Example of a poorly formatted and wordy note:

I wanted to inform you all that the financial trend for this quarter is not looking good. In order to meet our goals, I believe we must enhance our sales push, especially in the South East Region and in the West. Those two regions are lagging behind at the moment, but I am sure we can catch up before the end of the quarter. Let’s increase the advertising in the local paper so that we get more buzz about the new product. The increased exposure will help now and also in the next quarter. Advertising has a way of building up sales equity. Also, I am cancelling our monthly meeting at headquarters in order to keep the sales force in the field as much as possible. This means you can give your full attention to making customer calls. I am available to travel to the regions next week if you would like to have me meet face to face with your customers. I look forward to celebrating a great success when we have our Fall Sales Meeting. Thank you very much for your extra effort at this critical time for our company… Jake Alsop

Improved format:

Let’s look forward to celebrating success at the Fall Sales Meeting. Since we are currently behind the pace (particularly in the South East and Western regions) I am asking for the following:
• Increase newspaper advertising to improve exposure
• Stay in the field this month; we will skip the meeting
• Request my help with customer presentations if you want it
Thanks…Jake

The second note would be far more likely to be read and internalized.
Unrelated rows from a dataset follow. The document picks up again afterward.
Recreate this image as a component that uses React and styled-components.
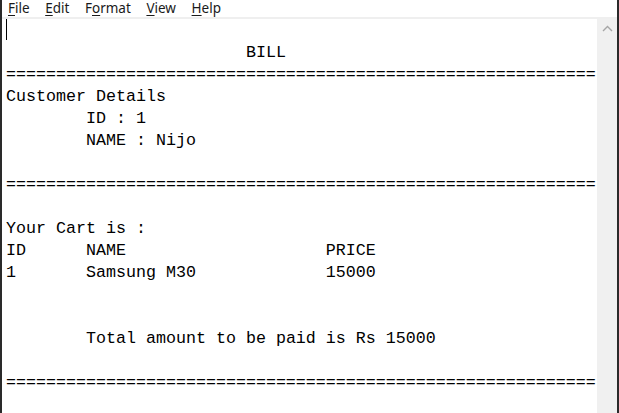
import styled, { createGlobalStyle } from 'styled-components'

const GlobalStyle = createGlobalStyle`
  html, body {
    margin: 0;
    padding: 0;
    background: #ffffff;
  }
`

const RULE = '='.repeat(59)

const lines = [
  '',
  '\t\t\tBILL',
  RULE,
  'Customer Details',
  '\tID : 1',
  '\tNAME : Nijo',
  '',
  RULE,
  '',
  'Your Cart is :',
  'ID\tNAME\t\t\tPRICE',
  '1\tSamsung M30\t\t15000',
  '',
  '',
  '\tTotal amount to be paid is Rs 15000',
  '',
  RULE,
  '',
]

const menus = [
  { key: 'F', rest: 'ile' },
  { key: 'E', rest: 'dit' },
  { pre: 'F', key: 'o', rest: 'rmat' },
  { key: 'V', rest: 'iew' },
  { key: 'H', rest: 'elp' },
]

const Window = styled.div`
  height: 100vh;
  display: flex;
  flex-direction: column;
  border-left: 2px solid #2a2a2a;
  border-right: 2px solid #2a2a2a;
  box-sizing: border-box;
  overflow: hidden;
`

const MenuBar = styled.div`
  height: 17px;
  display: flex;
  align-items: center;
  padding-left: 4px;
  background: #ffffff;
  border-bottom: 2px solid #efefef;
  font-family: 'Noto Sans', 'Open Sans', sans-serif;
  font-size: 13.5px;
  color: #1a1a1a;
`

const MenuItem = styled.span`
  padding: 0 6px 1px 2px;
  margin-right: 7.6px;
  line-height: 16px;
`

const Mnemonic = styled.span`
  text-decoration: underline;
  text-underline-offset: 2px;
`

const EditorRow = styled.div`
  flex: 1;
  display: flex;
  min-height: 0;
`

const TextArea = styled.div`
  flex: 1;
  padding-left: 4px;
  font-family: 'Liberation Mono', 'DejaVu Sans Mono', monospace;
  font-size: 16.67px;
  line-height: 22px;
  color: #000000;
  white-space: pre;
  tab-size: 8;
  overflow: hidden;
`

const Line = styled.div`
  height: 22px;
  padding-top: 1px;
  box-sizing: border-box;
`

const Caret = styled.span`
  display: inline-block;
  width: 1px;
  height: 21px;
  margin-top: -1px;
  background: #000000;
  vertical-align: top;
`

const ScrollBar = styled.div`
  width: 20px;
  background: #f0f0f0;
  display: flex;
  flex-direction: column;
  align-items: center;
  padding-top: 6px;
  box-sizing: border-box;
`

const Notepad = () => {
  return (
    <Window>
      <MenuBar>
        {menus.map(m => (
          <MenuItem key={m.rest}>
            {m.pre}
            <Mnemonic>{m.key}</Mnemonic>
            {m.rest}
          </MenuItem>
        ))}
      </MenuBar>
      <EditorRow>
        <TextArea>
          {lines.map((text, i) => (
            <Line key={i}>{i === 0 ? <Caret /> : text}</Line>
          ))}
        </TextArea>
        <ScrollBar>
          <svg width="11" height="7" viewBox="0 0 11 7">
            <path d="M1 6 L5.5 1.5 L10 6" fill="none" stroke="#a6a6a6" strokeWidth="1.4" />
          </svg>
        </ScrollBar>
      </EditorRow>
    </Window>
  )
}

export default function App() {
  return (
    <>
      <GlobalStyle />
      <Notepad />
    </>
  )
}
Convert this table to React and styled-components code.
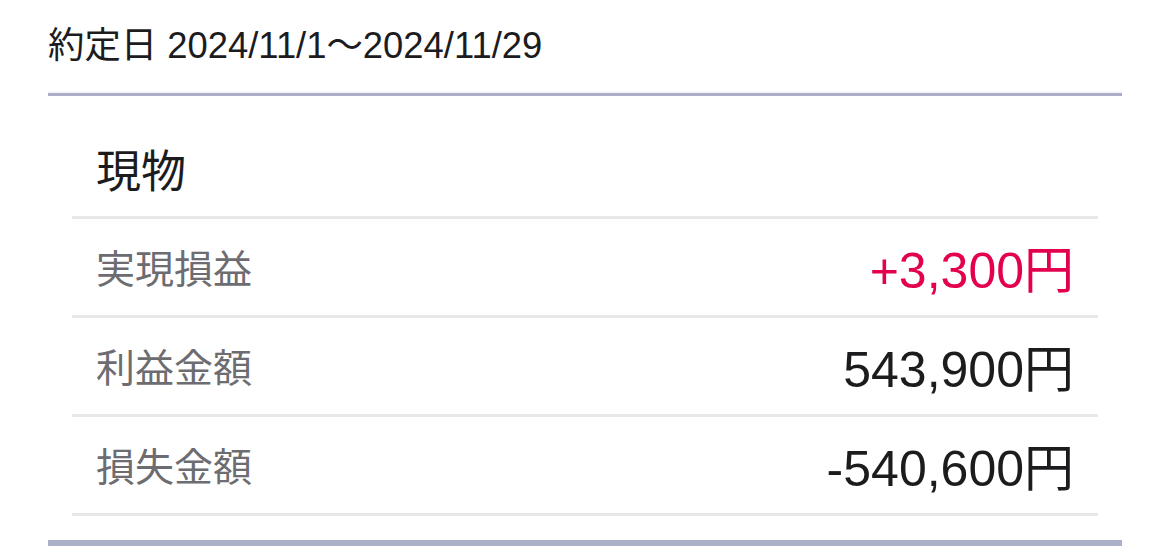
import React from 'react';
import styled, { createGlobalStyle } from 'styled-components';

const GlobalStyle = createGlobalStyle`
  body {
    margin: 0;
    background: #ffffff;
    font-family: "Liberation Sans", "Noto Sans CJK JP", sans-serif;
  }
`;

const Page = styled.div`
  padding: 0 48px;
  width: 1170px;
  box-sizing: border-box;
`;

const Header = styled.div`
  height: 96px;
  display: flex;
  align-items: center;
  padding-bottom: 10px;
  box-sizing: border-box;
  border-bottom: 3px solid #adadc8;
  box-shadow: 0 -3px 0 -1px #f4f4f9 inset;
  font-size: 36.4px;
  color: #1c1c1e;
`;

const Section = styled.section`
  padding: 0 24px 24px;
  border-bottom: 6px solid #a9b0c8;
`;

const SectionTitle = styled.div`
  height: 123px;
  box-sizing: border-box;
  padding: 24px 0 0 24px;
  display: flex;
  align-items: center;
  font-size: 45px;
  color: #1c1c1e;
  border-bottom: 3px solid #e8e8ea;
`;

const Row = styled.div`
  height: 99px;
  box-sizing: border-box;
  padding: 0 24px 3px;
  display: flex;
  align-items: center;
  justify-content: space-between;
  border-bottom: 3px solid #e8e8ea;
`;

const Label = styled.span`
  font-size: 39px;
  color: #6c6c71;
`;

const Value = styled.span`
  font-size: 50px;
  color: ${props => (props.$positive ? '#e3004f' : '#1c1c1e')};
`;

const rows = [
  { label: '実現損益', value: '+3,300円', positive: true },
  { label: '利益金額', value: '543,900円' },
  { label: '損失金額', value: '-540,600円' },
];

export default function App() {
  return (
    <>
      <GlobalStyle />
      <Page>
        <Header>約定日 2024/11/1〜2024/11/29</Header>
        <Section>
          <SectionTitle>現物</SectionTitle>
          {rows.map(row => (
            <Row key={row.label}>
              <Label>{row.label}</Label>
              <Value $positive={row.positive}>{row.value}</Value>
            </Row>
          ))}
        </Section>
      </Page>
    </>
  );
}
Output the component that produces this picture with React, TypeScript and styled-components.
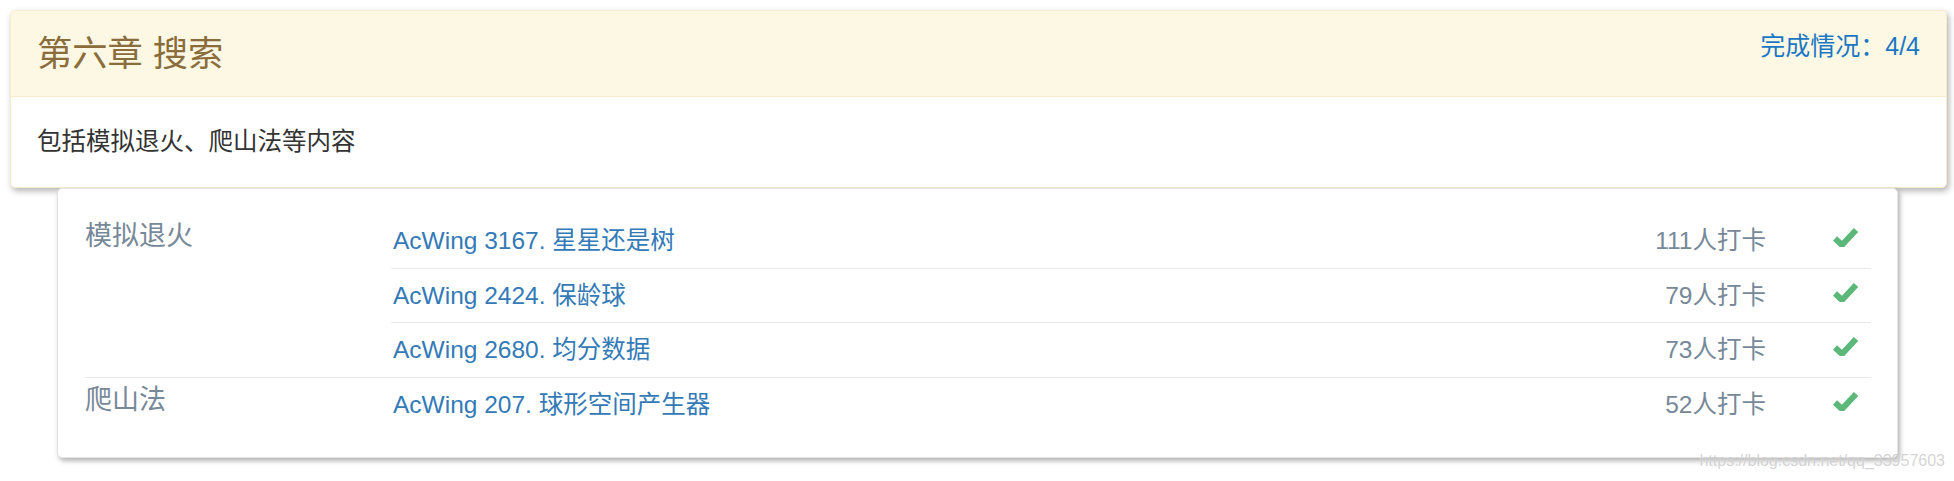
import React from "react";
import styled, { createGlobalStyle } from "styled-components";

const GlobalStyle = createGlobalStyle`
  html, body {
    margin: 0;
    padding: 0;
    background: #ffffff;
  }
  body {
    font-family: "Liberation Sans", "Noto Sans CJK SC", sans-serif;
    color: #333333;
  }
`;

const Page = styled.div`
  position: relative;
  padding: 10px 7px 23px 10px;
`;

const ChapterPanel = styled.section`
  background: #ffffff;
  border: 1px solid #faebcc;
  border-radius: 5px;
  overflow: hidden;
  box-shadow: 2px 3px 6px rgba(0, 0, 0, 0.3);
`;

const ChapterHeader = styled.header`
  display: flex;
  justify-content: space-between;
  align-items: flex-start;
  padding: 23px 26px;
  background: #fcf8e3;
  border-bottom: 1px solid #faebcc;
`;

const ChapterTitle = styled.h3`
  margin: 0;
  font-size: 35.3px;
  line-height: 39px;
  font-weight: 400;
  color: #8a6d3b;
`;

const Progress = styled.div`
  font-size: 25px;
  line-height: 25px;
  color: #1b77c3;
`;

const ChapterBody = styled.div`
  padding: 27px 26px 28px;
  font-size: 24.5px;
  line-height: 35px;
  color: #333333;
`;

const ProblemPanel = styled.section`
  margin: 0 49px 0 47px;
  padding: 25px 26px 26px 27px;
  background: #ffffff;
  border: 1px solid #e4e4e4;
  border-radius: 5px;
  box-shadow: 2px 3px 5px rgba(0, 0, 0, 0.3);
`;

const Group = styled.div`
  display: grid;
  grid-template-columns: 306px 1fr;
  & + & {
    border-top: 1px solid #e9e9e9;
  }
`;

const GroupName = styled.div`
  padding-top: 2px;
  font-size: 27px;
  line-height: 40px;
  color: #778899;
`;

const ProblemList = styled.div`
  display: flex;
  flex-direction: column;
`;

const ProblemRow = styled.div`
  display: flex;
  align-items: center;
  padding: 10px 13px 10px 2px;
  line-height: 33.5px;
  & + & {
    border-top: 1px solid #e9e9e9;
  }
`;

const ProblemLink = styled.a`
  flex: 1;
  font-size: 24.5px;
  color: #337ab7;
  text-decoration: none;
`;

const Count = styled.span`
  font-size: 24.5px;
  color: #778899;
`;

const Check = styled.svg`
  flex: none;
  width: 25px;
  height: 21px;
  margin-left: 67px;
  margin-bottom: 8px;
`;

const Watermark = styled.div`
  position: absolute;
  right: 9px;
  bottom: 12px;
  font-size: 16px;
  line-height: 16px;
  color: rgba(175, 175, 175, 0.55);
  text-shadow: 0 0 1px rgba(255, 255, 255, 0.8);
`;

type Problem = { title: string; count: number };
type ProblemGroup = { name: string; problems: Problem[] };

const groups: ProblemGroup[] = [
  {
    name: "模拟退火",
    problems: [
      { title: "AcWing 3167. 星星还是树", count: 111 },
      { title: "AcWing 2424. 保龄球", count: 79 },
      { title: "AcWing 2680. 均分数据", count: 73 },
    ],
  },
  {
    name: "爬山法",
    problems: [{ title: "AcWing 207. 球形空间产生器", count: 52 }],
  },
];

const CheckIcon = () => (
  <Check viewBox="0 0 25 21" aria-hidden="true">
    <polyline
      points="2,12.5 9,19 23,4"
      fill="none"
      stroke="#5cb879"
      strokeWidth={6}
      strokeLinecap="butt"
      strokeLinejoin="miter"
    />
  </Check>
);

export default function App() {
  return (
    <>
      <GlobalStyle />
      <Page>
        <ChapterPanel>
          <ChapterHeader>
            <ChapterTitle>第六章 搜索</ChapterTitle>
            <Progress>完成情况：4/4</Progress>
          </ChapterHeader>
          <ChapterBody>包括模拟退火、爬山法等内容</ChapterBody>
        </ChapterPanel>
        <ProblemPanel>
          {groups.map((g) => (
            <Group key={g.name}>
              <GroupName>{g.name}</GroupName>
              <ProblemList>
                {g.problems.map((p) => (
                  <ProblemRow key={p.title}>
                    <ProblemLink href="#">{p.title}</ProblemLink>
                    <Count>{p.count}人打卡</Count>
                    <CheckIcon />
                  </ProblemRow>
                ))}
              </ProblemList>
            </Group>
          ))}
        </ProblemPanel>
        <Watermark>https://blog.csdn.net/qq_33957603</Watermark>
      </Page>
    </>
  );
}
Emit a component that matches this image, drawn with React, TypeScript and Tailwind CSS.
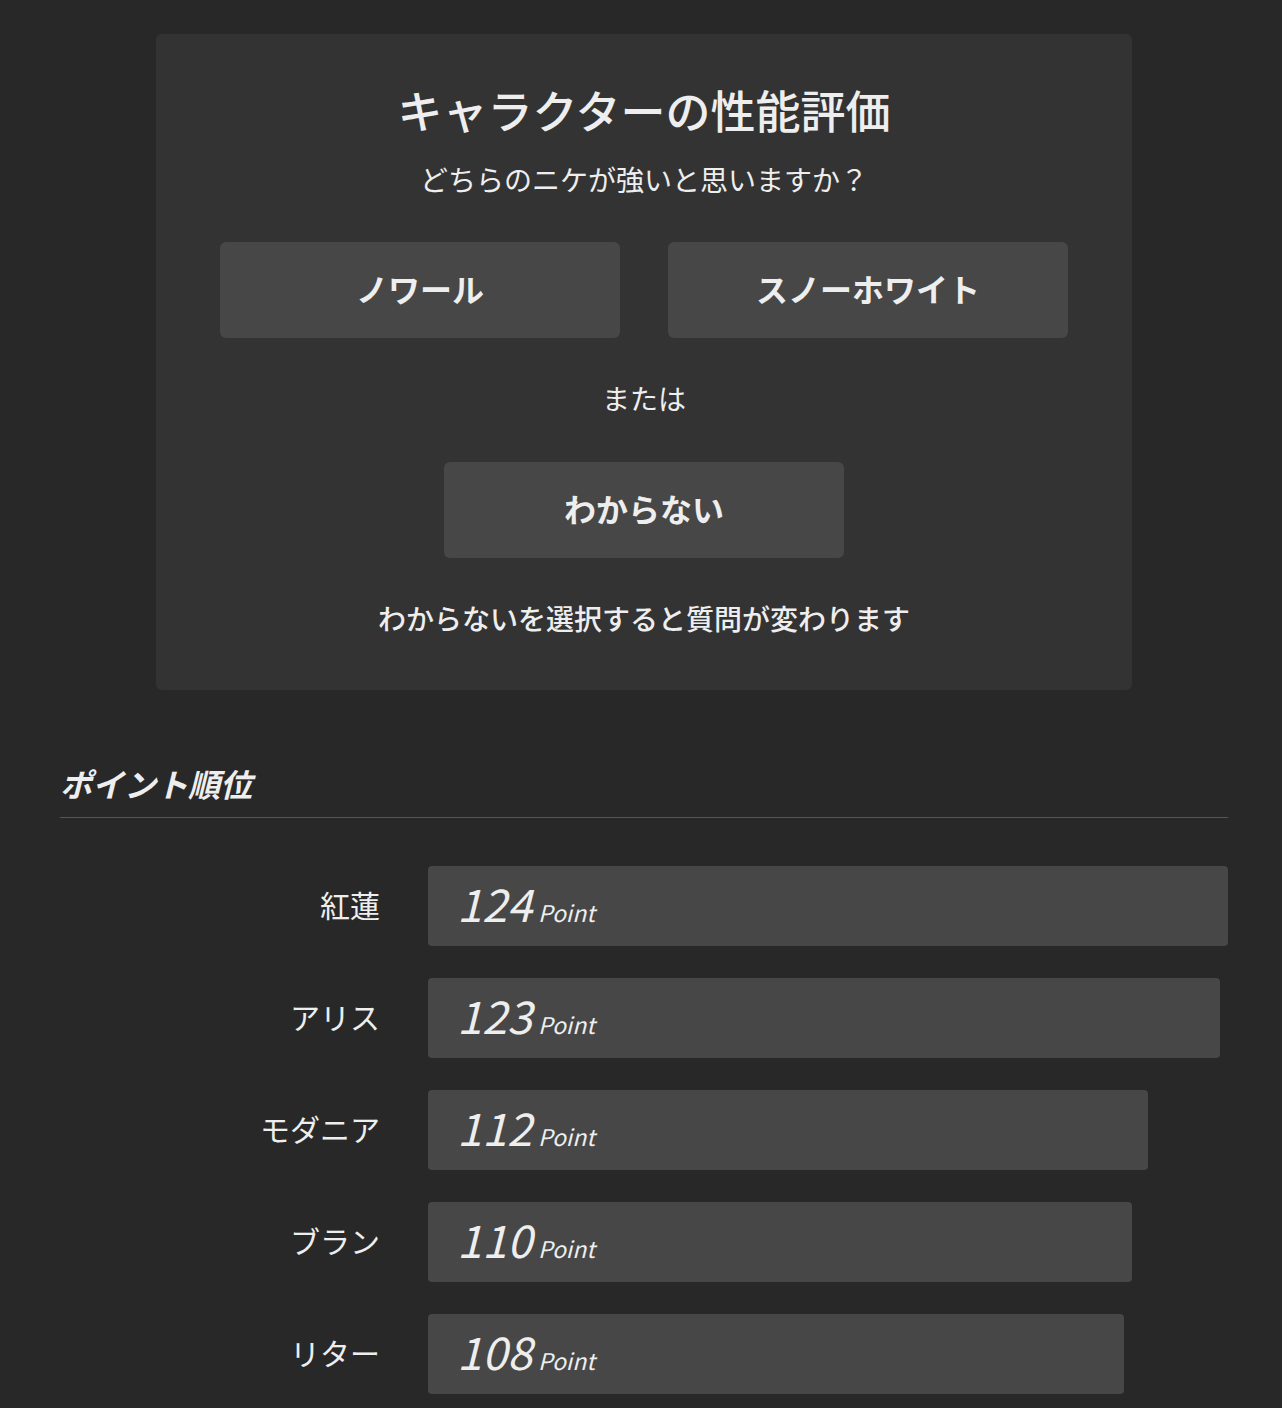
const ranking = [
  { name: "紅蓮", point: 124 },
  { name: "アリス", point: 123 },
  { name: "モダニア", point: 112 },
  { name: "ブラン", point: 110 },
  { name: "リター", point: 108 },
]

function ChoiceButton({ label }: { label: string }) {
  return (
    <button className="w-[400px] h-[96px] rounded-md bg-[#474747] text-[32px] font-bold text-[#eeeeee] flex items-center justify-center pb-[4px]">
      {label}
    </button>
  )
}

function Ranking() {
  const max = Math.max(...ranking.map((r) => r.point))
  return (
    <div className="mt-[69px]">
      <h2 className="text-[32px] leading-[48px] font-bold italic text-[#eeeeee] pb-[10px] border-b border-[#555555]">
        ポイント順位
      </h2>
      <div className="mt-[48px] flex flex-col gap-[32px]">
        {ranking.map((r) => (
          <div key={r.name} className="flex items-center gap-[48px]">
            <div className="w-[320px] text-right text-[30px] text-[#eeeeee] pb-[4px]">{r.name}</div>
            <div className="w-[800px]">
              <div
                className="h-[80px] rounded bg-[#474747] flex items-baseline pl-[29px] pt-[11px] italic text-[#eeeeee]"
                style={{ width: `${Math.floor((r.point / max) * 100)}%` }}
              >
                <span className="text-[45px] leading-[52px]">{r.point}</span>
                <span className="text-[23px] ml-[6px]">Point</span>
              </div>
            </div>
          </div>
        ))}
      </div>
    </div>
  )
}

export default function App() {
  return (
    <div
      className="min-h-[1408px] bg-[#282828] pt-[34px] pb-[40px]"
      style={{ fontFamily: '"Noto Sans CJK JP", "Noto Sans", sans-serif' }}
    >
      <div className="ml-[60px] w-[1168px]">
        <div className="mx-[96px] rounded-md bg-[#333333] pt-[46px] pb-[52px] flex flex-col items-center text-[#eeeeee]">
          <h1 className="text-[45px] leading-[60px] font-medium">キャラクターの性能評価</h1>
          <p className="mt-[19px] text-[28px] leading-[40px]">どちらのニケが強いと思いますか？</p>
          <div className="mt-[43px] flex gap-[48px]">
            <ChoiceButton label="ノワール" />
            <ChoiceButton label="スノーホワイト" />
          </div>
          <p className="mt-[40px] text-[28px] leading-[40px]">または</p>
          <div className="mt-[44px]">
            <ChoiceButton label="わからない" />
          </div>
          <p className="mt-[40px] text-[28px] leading-[40px] font-medium">わからないを選択すると質問が変わります</p>
        </div>
        <Ranking />
      </div>
    </div>
  )
}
When the sales force opens up the first note, they would see an unformatted block of text that is a burden to wade through. There are no paragraph breaks to give the eyes a rest between concepts. It contains several instructions amid redundant platitudes and drivel. The second note can be internalized at a glance, and it would be far more likely to produce results. Note the use of bullets eliminates wordy construction. Use the “Golden Rule” for writing e-mails; “Write notes that you would enjoy receiving,” and utilize many different forms of communication rather than relying on just e-mail.